Walker-Kimbrough is the fourth-best scorer in team history (2,156 points), Maryland’s most accurate three-point shooter of all time (.459) and has two of the top five scoring seasons.

Jones’ 697 points this season were the most ever by a Terp, and she was one rebound short of tying former Terp Alyssa Thomas’ single-season record of 381 boards. She leaves Maryland with the second-best shooting percentage (.650) of all time and the third-most rebounds (1,209).

“That’s why we’re in coaching,” coach Brenda Frese said, her voice shaking. “Their four years and their progression, and how they came in as freshmen and where they were.”
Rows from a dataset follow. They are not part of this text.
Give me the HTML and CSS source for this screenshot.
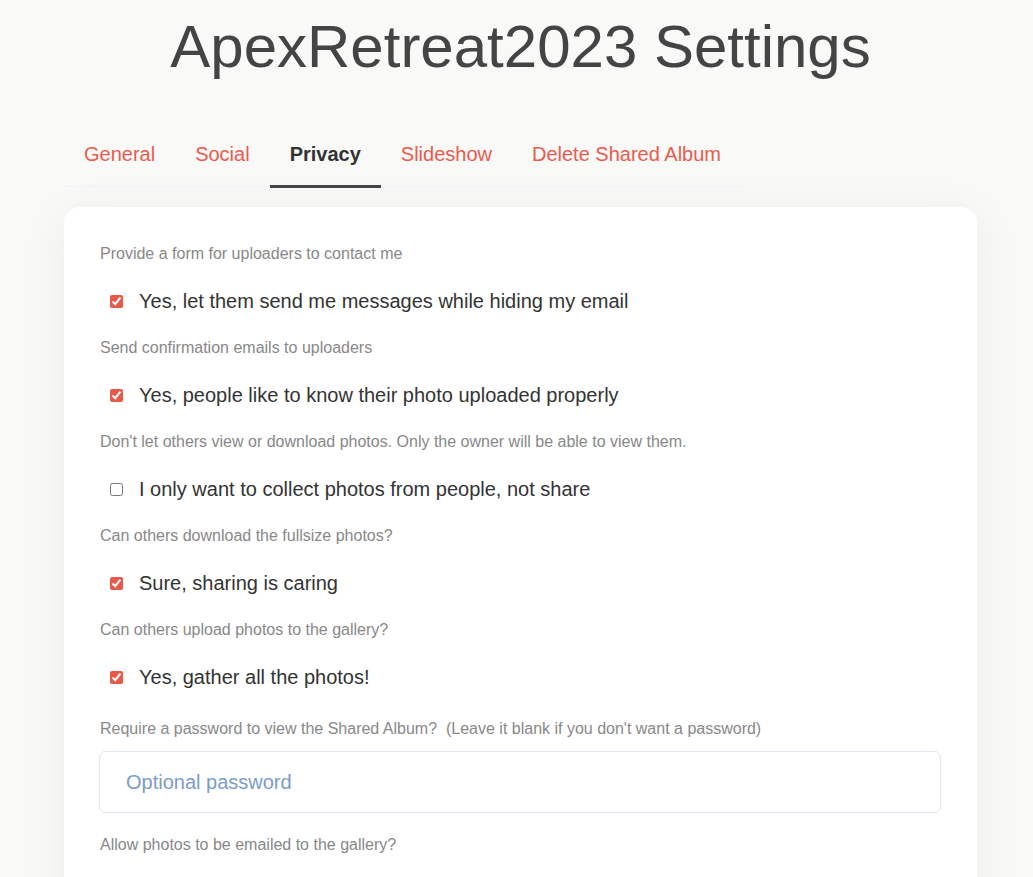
FILE: index.html
```html
<!DOCTYPE html>
<html lang="en">
<head>
<meta charset="utf-8">
<title>ApexRetreat2023 Settings</title>
<link rel="stylesheet" href="styles.css">
</head>
<body>
<div class="page">
  <h1 class="title">ApexRetreat2023 Settings</h1>
  <nav class="tabs">
    <a class="tab" href="#">General</a>
    <a class="tab" href="#">Social</a>
    <a class="tab active" href="#">Privacy</a>
    <a class="tab" href="#">Slideshow</a>
    <a class="tab" href="#">Delete Shared Album</a>
  </nav>
  <div class="card">
    <div class="field">
      <div class="label">Provide a form for uploaders to contact me</div>
      <label class="check"><input type="checkbox" checked><span>Yes, let them send me messages while hiding my email</span></label>
    </div>
    <div class="field">
      <div class="label">Send confirmation emails to uploaders</div>
      <label class="check"><input type="checkbox" checked><span>Yes, people like to know their photo uploaded properly</span></label>
    </div>
    <div class="field">
      <div class="label">Don't let others view or download photos. Only the owner will be able to view them.</div>
      <label class="check"><input type="checkbox"><span>I only want to collect photos from people, not share</span></label>
    </div>
    <div class="field">
      <div class="label">Can others download the fullsize photos?</div>
      <label class="check"><input type="checkbox" checked><span>Sure, sharing is caring</span></label>
    </div>
    <div class="field">
      <div class="label">Can others upload photos to the gallery?</div>
      <label class="check"><input type="checkbox" checked><span>Yes, gather all the photos!</span></label>
    </div>
    <div class="field field-password">
      <div class="label label-tight">Require a password to view the Shared Album?&nbsp; (Leave it blank if you don't want a password)</div>
      <input class="text-input" type="text" placeholder="Optional password">
    </div>
    <div class="field">
      <div class="label">Allow photos to be emailed to the gallery?</div>
    </div>
  </div>
</div>
</body>
</html>
```
FILE: styles.css
```css
html, body {
  margin: 0;
  padding: 0;
  background: #f9f9f8;
  font-family: "Liberation Sans", Arial, sans-serif;
}
.page {
  padding: 0 56px 40px 64px;
}
.title {
  margin: 0;
  padding-top: 9px;
  text-align: center;
  font-size: 60px;
  font-weight: normal;
  line-height: 76px;
  color: #444;
}
.tabs {
  display: inline-flex;
  margin-top: 45px;
  border-bottom: 1px solid #eef2f9;
}
.tab {
  display: block;
  padding: 0 20px;
  height: 56px;
  line-height: 48px;
  font-size: 20px;
  color: #ea5b4d;
  text-decoration: none;
  position: relative;
}
.tab.active {
  color: #333;
  font-weight: bold;
}
.tab.active::after {
  content: "";
  position: absolute;
  left: 0;
  right: 0;
  bottom: -2px;
  height: 3px;
  background: #444;
}
.card {
  margin-top: 20px;
  background: #fff;
  border-radius: 16px;
  box-shadow: 0 10px 50px rgba(0, 0, 0, 0.06);
  padding: 37px 36px 60px 35px;
}
.field {
  display: flex;
  flex-direction: column;
}
.field-password {
  margin-top: 5px;
}
.label {
  font-size: 16px;
  line-height: 20px;
  color: #888;
  margin-bottom: 22px;
  padding-left: 1px;
}
.label-tight {
  margin-bottom: 12px;
}
.check {
  display: flex;
  align-items: center;
  height: 30px;
  margin-bottom: 22px;
  font-size: 20px;
  color: #333;
}
.check input {
  width: 13px;
  height: 13px;
  margin: 0 16px 0 11px;
  accent-color: #e8594a;
}
.text-input {
  box-sizing: border-box;
  height: 62px;
  width: 100%;
  border: 1px solid #dfe7f2;
  border-radius: 6px;
  padding: 0 26px;
  font-family: "Liberation Sans", Arial, sans-serif;
  font-size: 20px;
  color: #333;
  margin-bottom: 22px;
  outline: none;
}
.text-input::placeholder {
  color: #7b9cc7;
}
```
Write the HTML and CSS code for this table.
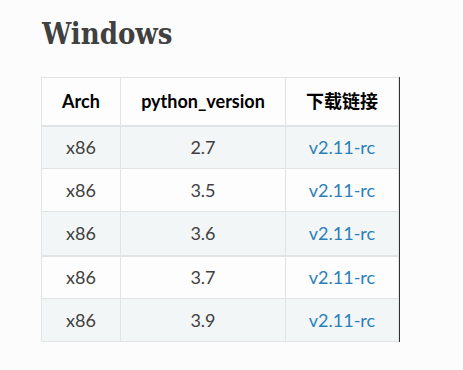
FILE: index.html
```html
<!DOCTYPE html>
<html lang="zh">
<head>
    <meta charset="UTF-8">
    <title>Windows</title>
    <link rel="stylesheet" href="styles.css">
</head>
<body>
    <div class="document">
        <h2>Windows</h2>

        <div class="table-wrap">
            <table class="docutils">
                <colgroup>
                    <col class="col-arch">
                    <col class="col-py">
                    <col class="col-link">
                </colgroup>
                <thead>
                    <tr>
                        <th>Arch</th>
                        <th>python_version</th>
                        <th>下载链接</th>
                    </tr>
                </thead>
                <tbody>
                    <tr class="row-odd"><td>x86</td><td>2.7</td><td><a href="#">v2.11-rc</a></td></tr>
                    <tr class="row-even"><td>x86</td><td>3.5</td><td><a href="#">v2.11-rc</a></td></tr>
                    <tr class="row-odd split"><td>x86</td><td>3.6</td><td><a href="#">v2.11-rc</a></td></tr>
                    <tr class="row-even"><td>x86</td><td>3.7</td><td><a href="#">v2.11-rc</a></td></tr>
                    <tr class="row-odd"><td>x86</td><td>3.9</td><td><a href="#">v2.11-rc</a></td></tr>
                </tbody>
            </table>
        </div>
    </div>
</body>
</html>
```

FILE: styles.css
```css
/* 基本 */
body {
    margin: 0;
    background-color: #fcfcfc;
    color: #404040;
    font-family: 'Lato', 'Noto Sans CJK SC', sans-serif;
    font-size: 16px;
}

.document {
    padding: 16px 0 0 41px;
}

/* 见出し */
h2 {
    font-family: 'DejaVu Serif', 'Noto Sans CJK SC', serif;
    font-stretch: condensed;
    font-weight: bold;
    font-size: 29px;
    line-height: 36px;
    margin: 0 0 25px 1px;
    color: #404040;
}

/* 表格 */
.table-wrap {
    display: inline-block;
    border-right: 1px solid #333;
}

table.docutils {
    border-collapse: collapse;
    border-spacing: 0;
    table-layout: fixed;
    width: 357px;
}
.col-arch { width: 79px; }
.col-py { width: 165px; }
.col-link { width: 113px; }

table.docutils th,
table.docutils td {
    border: 1px solid #e1e4e5;
    text-align: center;
    padding: 0;
    font-size: 18px;
    line-height: 22px;
}
table.docutils thead tr {
    height: 48px;
}
table.docutils th {
    font-weight: bold;
    color: #000;
    border-bottom: 2px solid #e1e4e5;
    background-color: #fdfdfd;
}
table.docutils tbody tr {
    height: 43px;
}
table.docutils tbody tr.split {
    height: 44px;
}
.row-odd td { background-color: #f3f6f6; }
.row-even td { background-color: #fdfdfd; }
table.docutils .split td { border-bottom: 2px solid #e1e4e5; }

a {
    color: #2980b9;
    text-decoration: none;
}
```
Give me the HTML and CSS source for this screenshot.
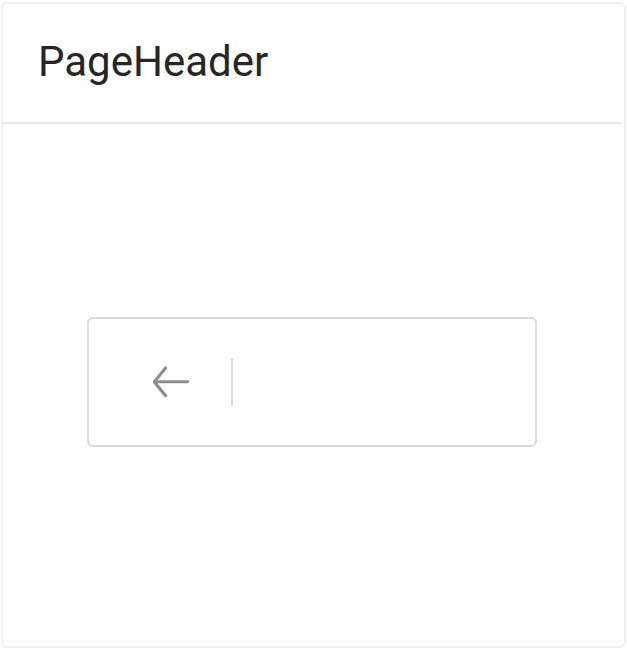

After Oregon dismantled Maryland en route to the Elite Eight, though, none of that seemed to be on the forefront of Walker-Kimbrough or Jones’ minds.

Walker-Kimbrough started slow, making one of her six shots before halftime, and never found her deep shooting stroke, missing all three of her three-point attempts. The guard matched Jones with a team-high 16 points.

“Their defense was pretty good, making my shots difficult,” Walker-Kimbrough said succinctly. “I give credit to the defense, their defense.”

Jones had 16 points and 15 rebounds, the 25th double-double of her senior year, but her 8-for-16 shooting performance was just the fourth time all year she made 50 percent of her shots. For the first time since the season opener, the center never went to the free throw line.

“Credit to them,” Jones said. “They came out hard on defense.”

In the locker room after the postgame press conference, Walker-Kimbrough looked on from the corner with a towel draped around her neck, silently removing her shoes and athletic tape.

It was a stark contrast to the scene in the Xfinity Center locker room the previous weekend, when the Terps advanced past the second round and clinched a spot in the Sweet 16.

Former center Malina Howard — one of last season’s seniors — had entered the room with the coaching staff, and Walker-Kimbrough curved her hands into a heart and held them up to her face, framing Howard. Frese said every win this year belongs in part to Howard and the rest of her class.

That was the last win of Maryland’s season, though. Less than a week later, Walker-Kimbrough and Jones took their jerseys off for the final time, and just like Howard last year, did so not surrounded by confetti or in the Final Four, but by gloomy-faced teammates who’d dreamt of a more fitting send-off.

“They’re going to hand the baton off to the next wave of players,” Frese said. “They have a perfect example all season of how to work and how to get here early and stay late and how to put yourself in a position to be really, really successful.”